WRITTEN TASK.
Retype exactly the lines from the first one through the line with "MdContentCopy, MdInfoOutline, MdIosShare", including both ends; skip any pictures.

___ COLLECTED DATA

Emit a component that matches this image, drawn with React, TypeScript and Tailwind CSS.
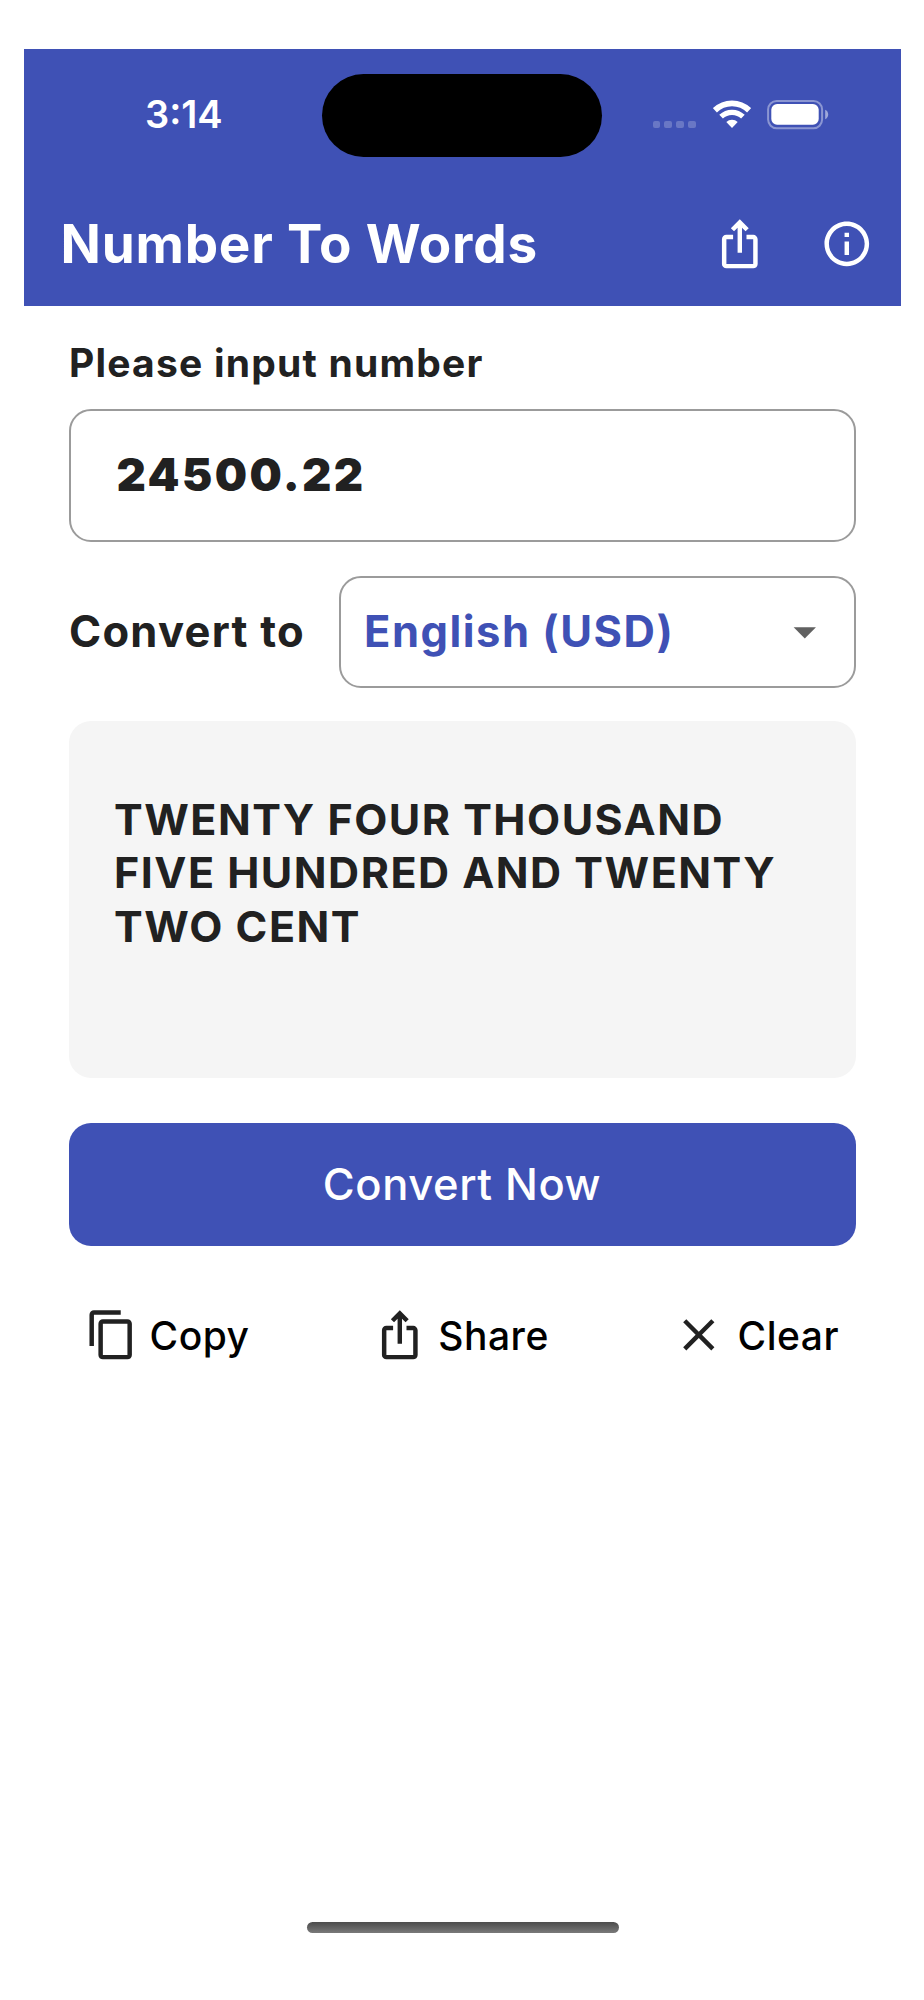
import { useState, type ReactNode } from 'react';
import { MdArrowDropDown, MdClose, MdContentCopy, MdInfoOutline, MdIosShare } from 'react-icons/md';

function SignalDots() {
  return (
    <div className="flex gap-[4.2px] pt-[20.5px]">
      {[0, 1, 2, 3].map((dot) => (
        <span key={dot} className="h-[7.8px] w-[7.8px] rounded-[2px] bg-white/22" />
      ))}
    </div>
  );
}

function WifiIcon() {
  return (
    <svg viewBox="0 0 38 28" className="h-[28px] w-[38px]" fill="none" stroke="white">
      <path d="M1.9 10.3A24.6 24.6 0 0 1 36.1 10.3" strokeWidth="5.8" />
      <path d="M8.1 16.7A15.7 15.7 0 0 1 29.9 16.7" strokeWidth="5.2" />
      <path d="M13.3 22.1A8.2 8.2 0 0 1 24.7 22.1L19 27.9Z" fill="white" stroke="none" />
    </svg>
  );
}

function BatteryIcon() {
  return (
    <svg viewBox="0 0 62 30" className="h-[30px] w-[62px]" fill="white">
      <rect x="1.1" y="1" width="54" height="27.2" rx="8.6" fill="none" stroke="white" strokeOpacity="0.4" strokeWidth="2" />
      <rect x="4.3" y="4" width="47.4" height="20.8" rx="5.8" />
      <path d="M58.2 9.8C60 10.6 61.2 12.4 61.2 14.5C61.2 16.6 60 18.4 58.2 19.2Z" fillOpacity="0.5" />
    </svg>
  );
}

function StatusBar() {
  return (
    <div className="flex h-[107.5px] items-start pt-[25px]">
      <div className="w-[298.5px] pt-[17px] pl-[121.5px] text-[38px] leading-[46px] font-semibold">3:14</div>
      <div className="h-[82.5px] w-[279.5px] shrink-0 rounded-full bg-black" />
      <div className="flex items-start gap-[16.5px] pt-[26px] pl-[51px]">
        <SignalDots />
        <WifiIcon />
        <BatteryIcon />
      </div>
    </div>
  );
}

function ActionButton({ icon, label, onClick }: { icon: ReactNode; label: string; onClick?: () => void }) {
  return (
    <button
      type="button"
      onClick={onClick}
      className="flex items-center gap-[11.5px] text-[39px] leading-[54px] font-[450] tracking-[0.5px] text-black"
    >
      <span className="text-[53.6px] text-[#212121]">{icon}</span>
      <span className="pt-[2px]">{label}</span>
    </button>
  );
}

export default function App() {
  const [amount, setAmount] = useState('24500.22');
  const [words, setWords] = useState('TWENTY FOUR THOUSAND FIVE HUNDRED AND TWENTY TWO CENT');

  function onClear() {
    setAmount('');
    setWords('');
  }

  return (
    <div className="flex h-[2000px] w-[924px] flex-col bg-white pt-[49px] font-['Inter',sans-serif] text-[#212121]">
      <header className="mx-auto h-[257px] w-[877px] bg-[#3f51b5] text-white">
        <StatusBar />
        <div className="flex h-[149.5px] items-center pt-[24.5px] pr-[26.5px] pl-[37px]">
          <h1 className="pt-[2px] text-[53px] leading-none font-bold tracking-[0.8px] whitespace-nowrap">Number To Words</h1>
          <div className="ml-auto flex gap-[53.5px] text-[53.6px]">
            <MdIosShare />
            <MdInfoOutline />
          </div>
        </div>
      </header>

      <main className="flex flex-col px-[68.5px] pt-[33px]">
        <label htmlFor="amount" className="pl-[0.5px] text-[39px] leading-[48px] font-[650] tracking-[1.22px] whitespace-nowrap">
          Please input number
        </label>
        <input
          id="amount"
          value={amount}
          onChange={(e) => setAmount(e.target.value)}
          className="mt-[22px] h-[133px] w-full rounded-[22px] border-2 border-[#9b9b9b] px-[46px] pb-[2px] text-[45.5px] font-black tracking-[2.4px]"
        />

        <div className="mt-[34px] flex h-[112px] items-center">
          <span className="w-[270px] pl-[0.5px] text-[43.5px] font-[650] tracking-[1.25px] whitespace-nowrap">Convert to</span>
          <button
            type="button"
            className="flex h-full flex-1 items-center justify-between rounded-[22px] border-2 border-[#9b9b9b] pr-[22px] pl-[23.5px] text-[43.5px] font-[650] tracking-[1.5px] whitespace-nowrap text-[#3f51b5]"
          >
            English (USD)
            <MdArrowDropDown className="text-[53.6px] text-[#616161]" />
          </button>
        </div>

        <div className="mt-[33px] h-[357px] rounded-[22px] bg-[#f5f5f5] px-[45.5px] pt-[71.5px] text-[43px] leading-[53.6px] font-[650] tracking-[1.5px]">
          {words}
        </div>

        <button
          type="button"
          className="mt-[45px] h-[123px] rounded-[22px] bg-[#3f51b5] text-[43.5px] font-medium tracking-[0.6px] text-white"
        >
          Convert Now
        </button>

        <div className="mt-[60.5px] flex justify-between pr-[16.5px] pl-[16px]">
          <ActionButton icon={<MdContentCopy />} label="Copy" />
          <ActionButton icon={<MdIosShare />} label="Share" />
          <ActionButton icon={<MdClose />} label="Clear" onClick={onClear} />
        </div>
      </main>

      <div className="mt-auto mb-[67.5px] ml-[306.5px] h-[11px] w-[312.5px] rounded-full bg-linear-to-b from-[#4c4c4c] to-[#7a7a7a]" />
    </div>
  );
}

______

TASK SOLUTION.
Emit a component that matches this image, drawn with React, TypeScript and Tailwind CSS.
import { useState, type ReactNode } from 'react';
import { MdArrowDropDown, MdClose, MdContentCopy, MdInfoOutline, MdIosShare } from 'react-icons/md';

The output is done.